Les présumés crimes et violations des droits fondamentaux s’étendent de 1948 à 1961, entre la première entrée dans un orphelinat, et le moment où la dernière d’entre elles en est sortie, un an après l’indépendance.
Le débat en appel va de nouveau porter sur la qualification juridique applicable aux faits, et leur éventuelle prescription, 70 ans après.
En première instance, le tribunal de Bruxelles avait jugé que la requête, « introduite plus de 60 ans après les faits, était tardive », un argument que devraient reprendre les avocats de l’Etat belge.

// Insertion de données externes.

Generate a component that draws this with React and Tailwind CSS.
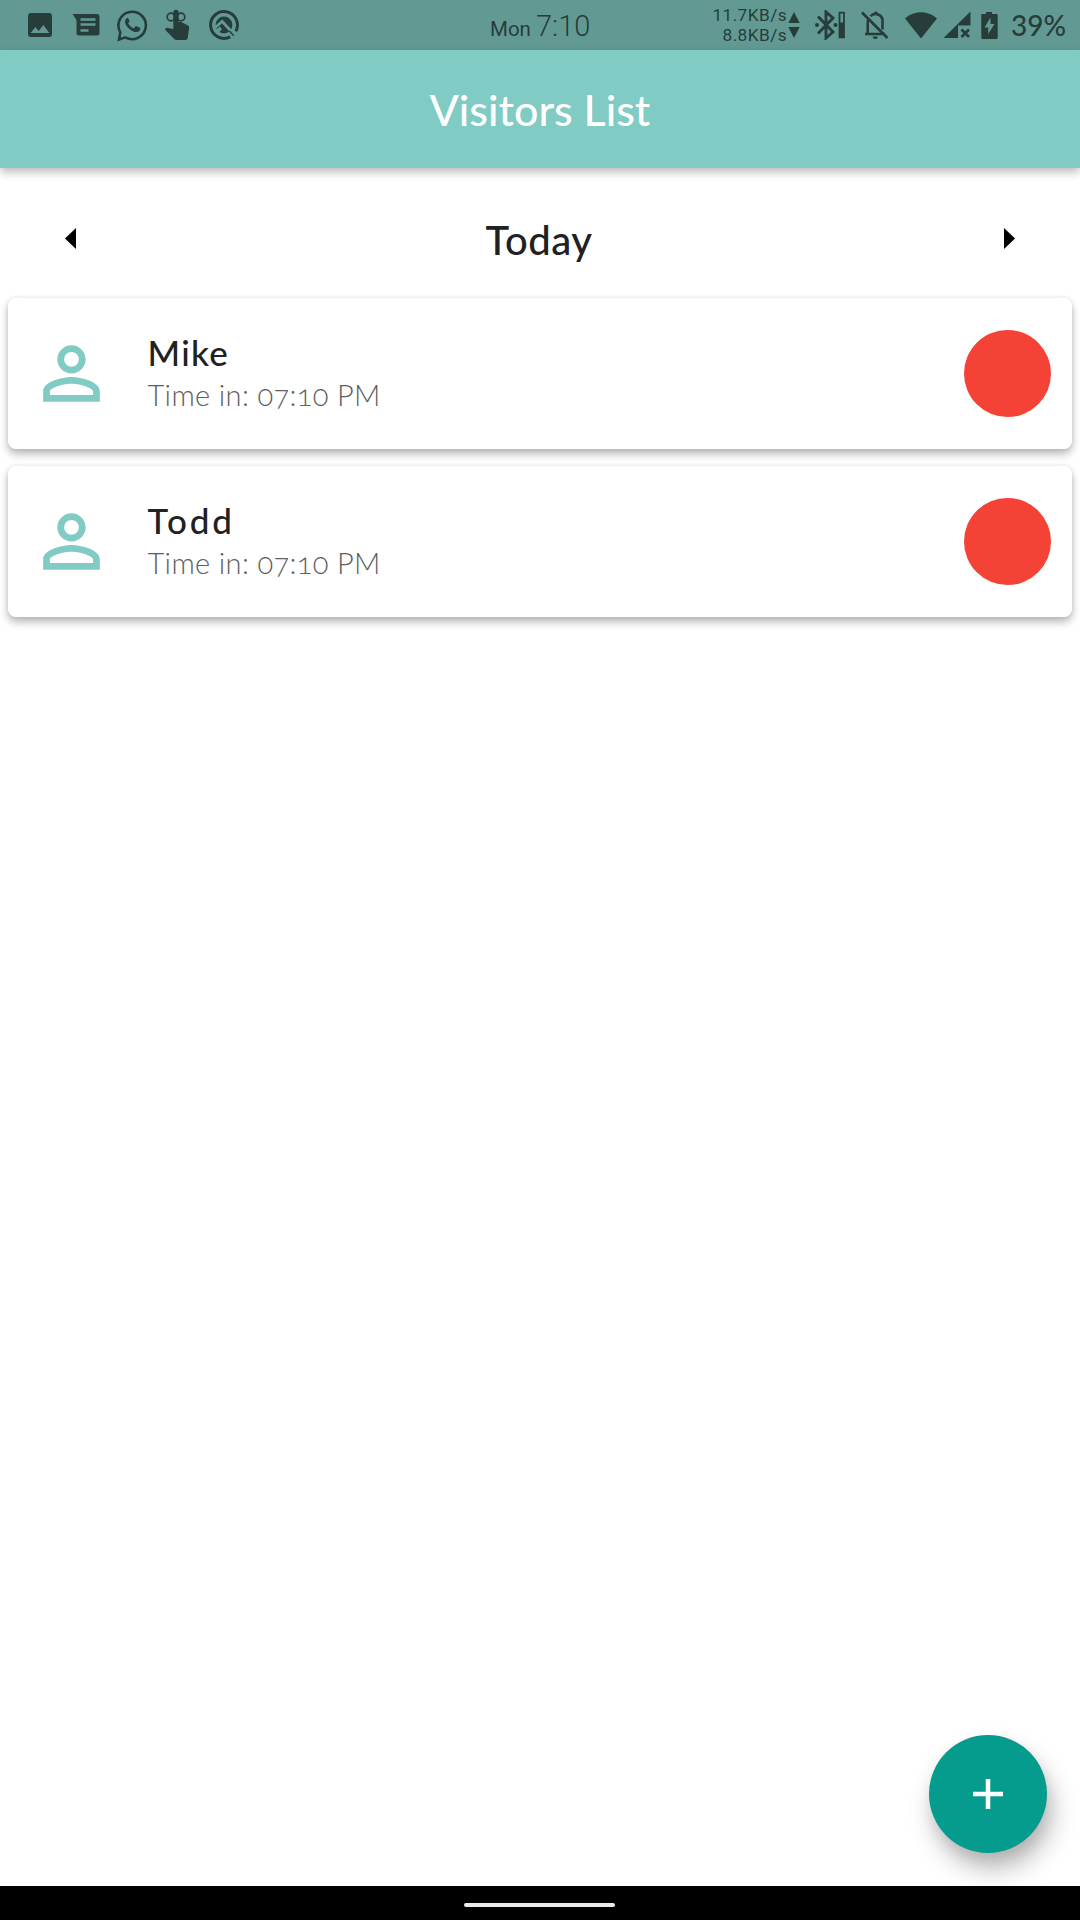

En décembre 2021, le tribunal avait surtout considéré que le « crime contre l’humanité » n’existait pas à l’époque en droit belge, l’incrimination n’y étant apparue qu’en 1999.
Ce procès a été le premier en Belgique à mettre en lumière le sort réservé aux métis nés dans les anciennes colonies belges (Congo, Rwanda, Burundi), dont le nombre est généralement estimé autour de 15.000. La plupart d’entre eux n’étaient pas reconnus par leur père, et ne devaient se mêler ni aux Blancs, ni aux Africains.
En 2019, le gouvernement belge avait reconnu la « ségrégation ciblée » subie par ces métis des ex-colonies, et déploré des « pertes d’identité » avec la séparation des fratries, y compris au moment des rapatriements en Belgique après l’indépendance du Congo.
Après les plaidoiries, la cour mettra sa décision en délibéré.